__RECORDED INFORMATION__:
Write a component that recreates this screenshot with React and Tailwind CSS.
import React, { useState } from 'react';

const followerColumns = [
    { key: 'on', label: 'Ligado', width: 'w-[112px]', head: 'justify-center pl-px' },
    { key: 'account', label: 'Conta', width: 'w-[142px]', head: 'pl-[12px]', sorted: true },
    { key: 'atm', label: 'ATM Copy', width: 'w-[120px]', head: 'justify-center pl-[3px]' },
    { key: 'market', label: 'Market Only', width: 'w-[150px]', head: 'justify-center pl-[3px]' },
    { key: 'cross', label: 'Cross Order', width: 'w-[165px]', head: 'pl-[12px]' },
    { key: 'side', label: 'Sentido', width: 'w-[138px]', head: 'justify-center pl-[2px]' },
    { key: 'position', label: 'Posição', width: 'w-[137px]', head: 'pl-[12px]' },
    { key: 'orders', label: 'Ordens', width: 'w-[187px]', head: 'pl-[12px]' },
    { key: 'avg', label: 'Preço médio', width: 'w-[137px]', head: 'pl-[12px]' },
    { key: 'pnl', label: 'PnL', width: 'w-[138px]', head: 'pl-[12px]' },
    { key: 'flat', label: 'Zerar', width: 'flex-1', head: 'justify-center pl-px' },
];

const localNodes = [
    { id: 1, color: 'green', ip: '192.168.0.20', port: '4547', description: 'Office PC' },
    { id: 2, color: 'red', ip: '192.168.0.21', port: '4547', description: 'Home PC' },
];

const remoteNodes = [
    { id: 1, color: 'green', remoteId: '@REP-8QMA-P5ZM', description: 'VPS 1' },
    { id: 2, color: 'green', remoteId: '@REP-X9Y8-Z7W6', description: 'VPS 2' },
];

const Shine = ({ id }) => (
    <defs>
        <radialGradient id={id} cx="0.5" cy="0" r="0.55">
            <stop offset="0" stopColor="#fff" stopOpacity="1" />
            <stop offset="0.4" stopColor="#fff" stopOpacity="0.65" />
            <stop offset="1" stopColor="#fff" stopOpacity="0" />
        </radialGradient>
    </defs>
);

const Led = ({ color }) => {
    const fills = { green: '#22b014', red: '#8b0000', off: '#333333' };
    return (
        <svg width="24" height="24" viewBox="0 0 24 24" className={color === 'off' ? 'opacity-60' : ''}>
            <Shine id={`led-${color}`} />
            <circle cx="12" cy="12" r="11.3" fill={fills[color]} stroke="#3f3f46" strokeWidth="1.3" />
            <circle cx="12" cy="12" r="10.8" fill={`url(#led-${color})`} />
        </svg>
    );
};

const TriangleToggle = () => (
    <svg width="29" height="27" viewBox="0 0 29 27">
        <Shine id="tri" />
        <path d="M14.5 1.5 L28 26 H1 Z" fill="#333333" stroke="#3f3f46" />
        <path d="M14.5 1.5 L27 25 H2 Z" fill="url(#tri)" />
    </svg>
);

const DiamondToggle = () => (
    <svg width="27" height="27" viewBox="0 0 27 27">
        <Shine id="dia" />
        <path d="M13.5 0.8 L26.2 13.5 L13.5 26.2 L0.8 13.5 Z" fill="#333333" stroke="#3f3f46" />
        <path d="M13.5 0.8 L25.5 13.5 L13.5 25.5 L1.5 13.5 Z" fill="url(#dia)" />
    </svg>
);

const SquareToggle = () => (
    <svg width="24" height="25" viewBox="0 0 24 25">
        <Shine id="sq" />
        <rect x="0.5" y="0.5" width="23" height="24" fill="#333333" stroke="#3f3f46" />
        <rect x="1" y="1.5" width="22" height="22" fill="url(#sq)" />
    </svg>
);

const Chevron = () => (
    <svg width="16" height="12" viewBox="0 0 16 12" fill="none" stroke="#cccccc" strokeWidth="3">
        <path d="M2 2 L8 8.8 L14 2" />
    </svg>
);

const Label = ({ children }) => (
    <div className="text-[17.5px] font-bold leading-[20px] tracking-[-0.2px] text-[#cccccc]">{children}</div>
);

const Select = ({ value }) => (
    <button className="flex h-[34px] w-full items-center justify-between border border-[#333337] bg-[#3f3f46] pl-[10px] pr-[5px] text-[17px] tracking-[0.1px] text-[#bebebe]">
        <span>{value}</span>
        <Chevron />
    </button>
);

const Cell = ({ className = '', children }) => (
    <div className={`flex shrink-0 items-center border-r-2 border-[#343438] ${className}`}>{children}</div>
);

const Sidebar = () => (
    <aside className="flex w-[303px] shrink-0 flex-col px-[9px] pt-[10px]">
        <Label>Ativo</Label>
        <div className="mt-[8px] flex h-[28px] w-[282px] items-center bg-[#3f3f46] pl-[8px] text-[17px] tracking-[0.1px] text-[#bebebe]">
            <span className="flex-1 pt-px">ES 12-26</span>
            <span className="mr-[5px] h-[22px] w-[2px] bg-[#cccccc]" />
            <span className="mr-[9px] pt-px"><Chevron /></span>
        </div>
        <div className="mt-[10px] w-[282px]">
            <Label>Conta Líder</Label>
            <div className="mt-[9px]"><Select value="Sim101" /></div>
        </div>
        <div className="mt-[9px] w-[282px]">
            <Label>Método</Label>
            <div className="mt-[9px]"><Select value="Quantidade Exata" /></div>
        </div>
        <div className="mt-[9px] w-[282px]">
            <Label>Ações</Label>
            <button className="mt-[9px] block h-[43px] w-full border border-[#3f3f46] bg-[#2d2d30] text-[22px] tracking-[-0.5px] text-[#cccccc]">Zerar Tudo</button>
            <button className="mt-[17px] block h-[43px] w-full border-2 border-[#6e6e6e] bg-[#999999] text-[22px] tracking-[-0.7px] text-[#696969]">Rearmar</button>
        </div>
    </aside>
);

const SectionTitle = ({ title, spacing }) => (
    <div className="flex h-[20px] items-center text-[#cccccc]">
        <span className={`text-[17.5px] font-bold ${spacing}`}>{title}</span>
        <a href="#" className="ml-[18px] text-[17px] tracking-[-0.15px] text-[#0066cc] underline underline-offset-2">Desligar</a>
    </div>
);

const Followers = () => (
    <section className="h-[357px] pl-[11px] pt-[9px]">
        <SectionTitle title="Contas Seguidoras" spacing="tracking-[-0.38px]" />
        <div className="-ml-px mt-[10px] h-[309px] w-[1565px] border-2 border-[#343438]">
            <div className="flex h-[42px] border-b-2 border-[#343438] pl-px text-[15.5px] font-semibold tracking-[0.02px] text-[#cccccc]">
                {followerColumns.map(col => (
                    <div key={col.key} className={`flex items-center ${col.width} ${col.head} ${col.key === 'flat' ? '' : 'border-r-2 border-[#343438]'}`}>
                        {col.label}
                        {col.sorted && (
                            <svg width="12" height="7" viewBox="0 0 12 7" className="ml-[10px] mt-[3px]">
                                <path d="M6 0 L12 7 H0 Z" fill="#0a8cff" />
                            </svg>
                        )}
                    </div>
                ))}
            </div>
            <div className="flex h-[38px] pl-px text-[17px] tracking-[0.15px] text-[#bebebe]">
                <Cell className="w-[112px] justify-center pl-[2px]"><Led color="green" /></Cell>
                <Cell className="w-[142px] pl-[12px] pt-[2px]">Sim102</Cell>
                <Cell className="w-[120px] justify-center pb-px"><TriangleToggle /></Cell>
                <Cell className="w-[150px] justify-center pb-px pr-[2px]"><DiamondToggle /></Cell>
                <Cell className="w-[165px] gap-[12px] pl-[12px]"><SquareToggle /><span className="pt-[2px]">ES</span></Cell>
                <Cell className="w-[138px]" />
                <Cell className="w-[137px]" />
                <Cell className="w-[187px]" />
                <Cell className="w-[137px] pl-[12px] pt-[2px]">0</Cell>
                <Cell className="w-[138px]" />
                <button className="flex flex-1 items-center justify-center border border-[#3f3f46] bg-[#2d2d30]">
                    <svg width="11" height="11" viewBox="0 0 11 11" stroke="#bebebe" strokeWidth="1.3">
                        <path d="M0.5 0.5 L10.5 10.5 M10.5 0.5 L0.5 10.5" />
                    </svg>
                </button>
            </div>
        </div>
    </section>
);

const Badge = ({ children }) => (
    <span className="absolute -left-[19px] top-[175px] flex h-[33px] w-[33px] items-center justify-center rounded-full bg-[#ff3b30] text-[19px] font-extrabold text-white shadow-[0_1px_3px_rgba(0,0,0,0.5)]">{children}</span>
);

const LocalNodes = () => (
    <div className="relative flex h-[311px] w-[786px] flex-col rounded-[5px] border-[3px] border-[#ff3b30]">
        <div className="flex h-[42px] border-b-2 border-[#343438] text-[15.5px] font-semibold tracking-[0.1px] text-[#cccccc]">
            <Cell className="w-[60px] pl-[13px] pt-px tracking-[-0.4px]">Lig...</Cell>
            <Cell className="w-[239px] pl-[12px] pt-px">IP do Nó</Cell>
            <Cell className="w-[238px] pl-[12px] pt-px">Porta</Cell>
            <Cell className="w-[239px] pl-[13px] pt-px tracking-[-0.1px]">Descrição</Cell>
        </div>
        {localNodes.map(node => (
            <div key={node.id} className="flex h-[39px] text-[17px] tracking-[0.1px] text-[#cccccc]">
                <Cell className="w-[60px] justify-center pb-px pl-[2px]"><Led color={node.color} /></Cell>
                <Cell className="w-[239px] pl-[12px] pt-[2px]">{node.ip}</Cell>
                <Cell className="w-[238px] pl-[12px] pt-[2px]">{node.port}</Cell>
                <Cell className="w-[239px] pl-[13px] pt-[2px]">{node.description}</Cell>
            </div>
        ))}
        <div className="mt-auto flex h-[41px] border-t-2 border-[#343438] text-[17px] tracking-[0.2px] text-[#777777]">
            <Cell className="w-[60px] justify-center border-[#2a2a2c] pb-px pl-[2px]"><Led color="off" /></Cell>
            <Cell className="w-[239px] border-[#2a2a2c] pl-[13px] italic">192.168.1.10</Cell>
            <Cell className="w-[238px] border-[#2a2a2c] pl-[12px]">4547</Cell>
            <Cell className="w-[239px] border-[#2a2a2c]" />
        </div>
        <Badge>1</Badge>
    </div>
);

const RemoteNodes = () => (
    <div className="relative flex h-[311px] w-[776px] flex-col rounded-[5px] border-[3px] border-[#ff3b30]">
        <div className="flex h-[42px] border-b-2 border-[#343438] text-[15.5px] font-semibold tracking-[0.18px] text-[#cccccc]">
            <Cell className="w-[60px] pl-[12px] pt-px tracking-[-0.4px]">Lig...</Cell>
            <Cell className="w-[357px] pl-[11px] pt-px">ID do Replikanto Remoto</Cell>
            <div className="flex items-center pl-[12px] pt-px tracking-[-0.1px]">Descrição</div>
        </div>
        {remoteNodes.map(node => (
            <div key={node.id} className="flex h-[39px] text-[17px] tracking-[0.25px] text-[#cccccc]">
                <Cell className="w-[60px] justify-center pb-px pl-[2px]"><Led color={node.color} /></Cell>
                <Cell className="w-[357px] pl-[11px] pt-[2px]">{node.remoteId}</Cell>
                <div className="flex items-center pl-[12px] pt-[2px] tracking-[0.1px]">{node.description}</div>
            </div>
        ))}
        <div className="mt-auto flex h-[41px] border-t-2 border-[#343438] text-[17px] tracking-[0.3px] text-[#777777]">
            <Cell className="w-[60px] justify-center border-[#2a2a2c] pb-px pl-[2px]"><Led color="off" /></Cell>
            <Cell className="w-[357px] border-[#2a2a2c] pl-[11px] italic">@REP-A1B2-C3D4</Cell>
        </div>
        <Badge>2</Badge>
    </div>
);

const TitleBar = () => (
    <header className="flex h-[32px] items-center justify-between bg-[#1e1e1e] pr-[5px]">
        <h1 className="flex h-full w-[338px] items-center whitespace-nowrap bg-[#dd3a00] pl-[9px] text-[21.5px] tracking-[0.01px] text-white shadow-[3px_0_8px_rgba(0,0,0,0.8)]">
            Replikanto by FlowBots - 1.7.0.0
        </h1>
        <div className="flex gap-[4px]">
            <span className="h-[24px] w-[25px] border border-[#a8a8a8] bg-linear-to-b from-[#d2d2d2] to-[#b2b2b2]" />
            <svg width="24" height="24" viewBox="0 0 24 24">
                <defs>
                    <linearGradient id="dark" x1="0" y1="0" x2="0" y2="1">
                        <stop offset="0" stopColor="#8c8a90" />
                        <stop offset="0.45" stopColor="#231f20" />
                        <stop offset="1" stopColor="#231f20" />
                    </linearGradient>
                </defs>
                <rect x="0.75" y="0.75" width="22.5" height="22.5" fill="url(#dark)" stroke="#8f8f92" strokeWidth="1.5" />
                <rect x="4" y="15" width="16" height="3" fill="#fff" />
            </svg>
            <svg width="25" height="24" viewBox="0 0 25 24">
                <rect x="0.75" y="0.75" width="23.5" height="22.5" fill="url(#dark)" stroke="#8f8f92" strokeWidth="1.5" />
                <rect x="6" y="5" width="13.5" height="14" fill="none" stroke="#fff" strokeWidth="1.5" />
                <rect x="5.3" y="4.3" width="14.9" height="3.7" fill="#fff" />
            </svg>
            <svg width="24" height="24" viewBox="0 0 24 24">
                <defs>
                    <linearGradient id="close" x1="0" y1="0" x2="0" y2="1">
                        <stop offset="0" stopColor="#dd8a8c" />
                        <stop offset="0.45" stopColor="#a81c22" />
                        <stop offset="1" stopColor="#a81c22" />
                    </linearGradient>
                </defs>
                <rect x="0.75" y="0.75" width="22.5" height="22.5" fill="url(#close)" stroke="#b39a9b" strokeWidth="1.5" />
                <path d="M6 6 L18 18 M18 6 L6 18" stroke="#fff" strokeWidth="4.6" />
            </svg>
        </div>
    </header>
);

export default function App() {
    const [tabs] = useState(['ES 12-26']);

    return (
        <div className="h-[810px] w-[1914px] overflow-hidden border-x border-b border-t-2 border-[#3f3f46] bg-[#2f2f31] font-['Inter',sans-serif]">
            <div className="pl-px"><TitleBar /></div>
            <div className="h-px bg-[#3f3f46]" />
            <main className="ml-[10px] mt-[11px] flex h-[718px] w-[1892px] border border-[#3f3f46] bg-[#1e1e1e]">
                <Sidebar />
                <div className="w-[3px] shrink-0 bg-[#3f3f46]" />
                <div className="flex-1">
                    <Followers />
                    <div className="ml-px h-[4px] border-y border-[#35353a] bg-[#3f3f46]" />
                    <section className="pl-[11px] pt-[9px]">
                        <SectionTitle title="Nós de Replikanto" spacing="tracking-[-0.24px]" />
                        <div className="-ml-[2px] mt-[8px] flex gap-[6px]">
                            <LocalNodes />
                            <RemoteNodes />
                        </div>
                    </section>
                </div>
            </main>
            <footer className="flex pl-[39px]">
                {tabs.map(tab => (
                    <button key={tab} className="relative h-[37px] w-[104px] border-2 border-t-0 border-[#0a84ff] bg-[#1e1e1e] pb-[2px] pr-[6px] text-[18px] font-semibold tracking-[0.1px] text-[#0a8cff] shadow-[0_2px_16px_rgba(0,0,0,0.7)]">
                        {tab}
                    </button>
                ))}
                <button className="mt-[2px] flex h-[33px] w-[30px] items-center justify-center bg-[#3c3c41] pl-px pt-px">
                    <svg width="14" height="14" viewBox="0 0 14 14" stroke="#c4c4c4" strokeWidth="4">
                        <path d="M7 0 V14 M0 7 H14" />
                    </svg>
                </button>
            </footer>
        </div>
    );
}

__GIVEN TASK__:
Using the listing, collect all lines in which the string "React" is found.

__FULL OUTPUT__:
Write a component that recreates this screenshot with React and Tailwind CSS.
import React, { useState } from 'react';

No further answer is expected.